Hungarian green activists are uniting in a fight against the destruction of a treasured marsh by a large French multinational. While the law is on their side, their battle is a hard one against corruption and greed.
The Dunakeszi marsh, outside of Hungary’s capital Budapest, is a place of unique natural beauty. Thanks to a swampy landscape and mosquitoes, the area has managed to be left intact from the invasion of human beings for centuries. Recent years have seen this change though.
In 1998, a motorway was built over it. This despite the existence of a law passed in 1995 by the national parliament, which ruled that construction over marshes is strictly forbidden.
While the aggression was suffered with little resistance, people with an interest in the place – be it locals or nature lovers – stood ready for the next threat.
The car park
This came last June 2009 in the form of Auchan, the French international retail group, which announced plans to build a 46,000 sq/m mall, which car park alone would almost entirely destroy the Dunakeszi marsh.
An unlikely group of three local men teamed together to start a movement against the construction: a fisherman, an architect and a university biology professor. Local and national green organizations soon joined in the uproar.
“The law is on our side you see, Auchan has no legal building certificate,” says Zoltan Feher a 23 year-old university student and activist for Live Chain for Hungary, one of the organisations taking part in the struggle.
The National Inspectorate for Environment, Nature and Water, however, disagreed. Their expert, having been sent in to inspect the marsh, came back claiming that it had dried out and was not therefore worth conserving.

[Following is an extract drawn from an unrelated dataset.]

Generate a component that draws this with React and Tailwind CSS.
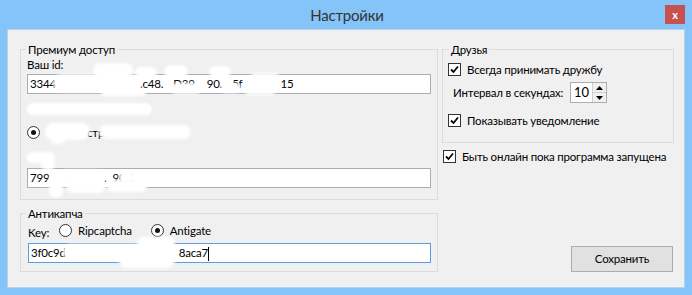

Campaigners found this affirmation outrageous. In the past few months, they have concentrated their efforts to overturn the verdict. A demonstration, a petition, and an appeal – today, all efforts are looking like they may start paying off.
“The future generation Ombudsman has sided with us and it looks like we may be receiving further good news which would finally stop the Auchan plans altogether,” Feher says.
But why did it get so far?
Activists felt that Auchan was using its economic powers to make politicians overlook the marsh, which is not only noted for its peat ponds and fern, but is also the symbolic meeting point between the great plains and the mountains.
Feher, who plans to use his degrees in sociology and law as tools to effectively confront these kinds of threats, explains:
“This kind of problem is widespread in Hungary. People are prepared to look the other way if it means making money.
A victory here would have many consequences. Apart from the upkeep of environmental values, it would send a message to authorities about the power of grassroots movements. Citizens won’t just lay back and let things happen.”